A long road to recovery for some eastern Iowans impacted by storms
CEDAR RAPIDS, Iowa (KCRG) - It’s been two weeks since the derecho destroyed many homes and people’s livelihoods, and in many cases, people are still in the same predicament as when the storm first hit without shelter, food, and some with power still. The question now for many is what’s next?
“Were on our own,” said Billy Fuller, a resident of the Oak Village Senior Residences in Marion last week when the complex was still with no power. “I’ve been out of oxygen for three days.”
“I’m from Africa. My English is no good,” said a resident at Cedar Terrace during an interview with TV9 at the Cedar Terrace apartments. “Too much people sleeping outside. No good.”

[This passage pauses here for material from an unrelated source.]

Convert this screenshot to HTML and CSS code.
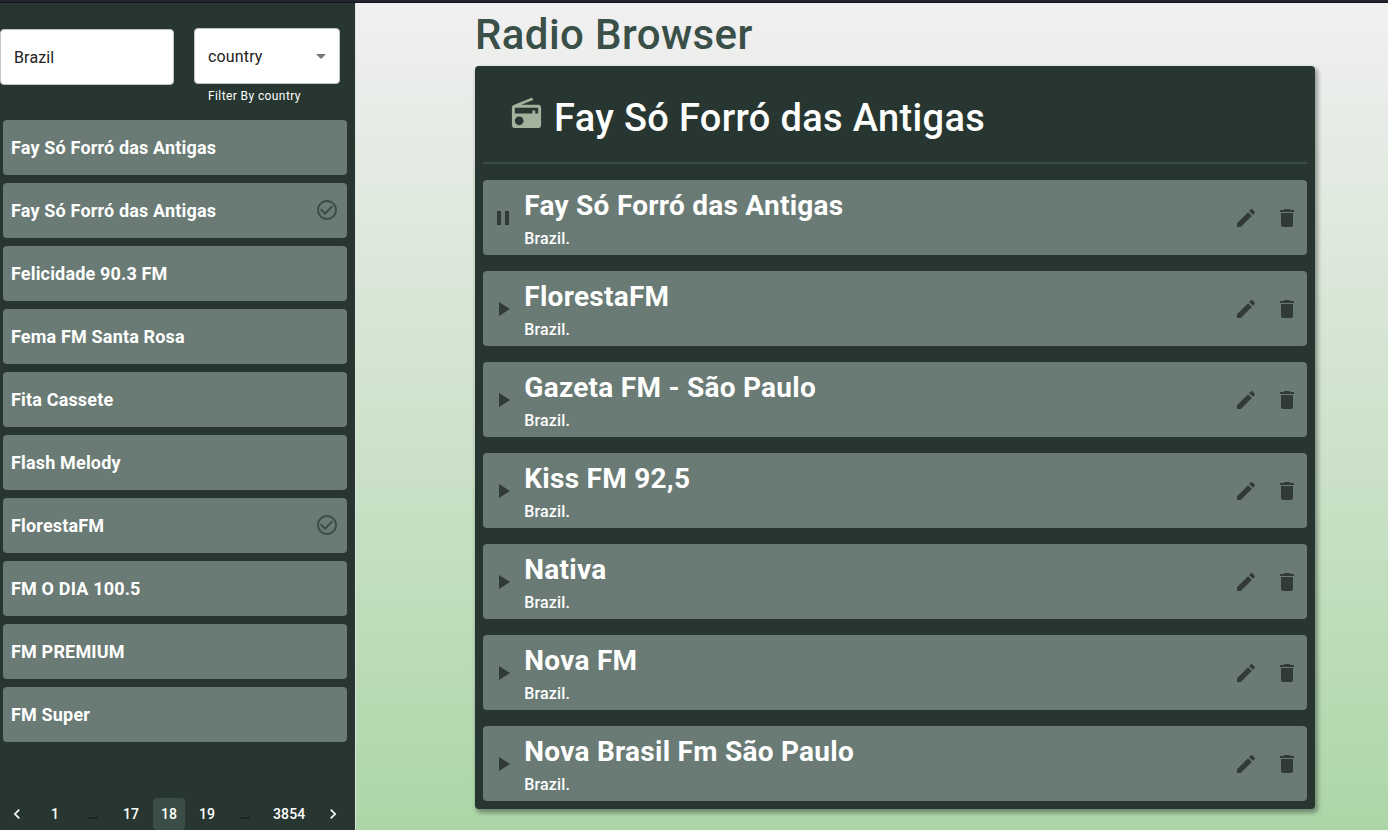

The Cedar Terrace complex was one of the hardest hit places.
For days after the storm, families were living in tents. Seniors at Oak Village Senior residences in Marion were sleeping in their cars to charge their breathing machines, and struggling to get food.
Today for some not much has changed. Buildings at Cedar Terrace are now placarded, and any signs of life are nearly non-existent.
“Knowing the number of barriers that refugees and immigrants face in accessing a number of mainstream services that are available we wanted to open up a shelter,” said Sara Zejnic, the Director for refugee and Immigrant Services at the Catherine McAuley Center.
The center has provided temporary shelter since last week to 53 residents, from Cedar Terrace and other locations. 30 to 35 people have been staying at their shelter a night.
Zejnic says they have been flooded with outside donations, but still the long term needs are going to be a challenge.
“We’re really trying look at what does it mean for moving forward. What does long term housing look like, and what kind of case management support is needed,” she said. “”How can we make sure refugees and immigrants that have lost a lot are able to access services in the community and how can we partner.”
At Oak Village, power is back but residents say they are now trying to find ways to get to the store and get money to replace their food. On top of that, the nearby Hyvee drugstore where many got their medications is closed permanently.
The McAuley Center says for now monetary donations are the best way to help them with buying supplies as needs arise. The United Way Disaster Fund is one way to do just that.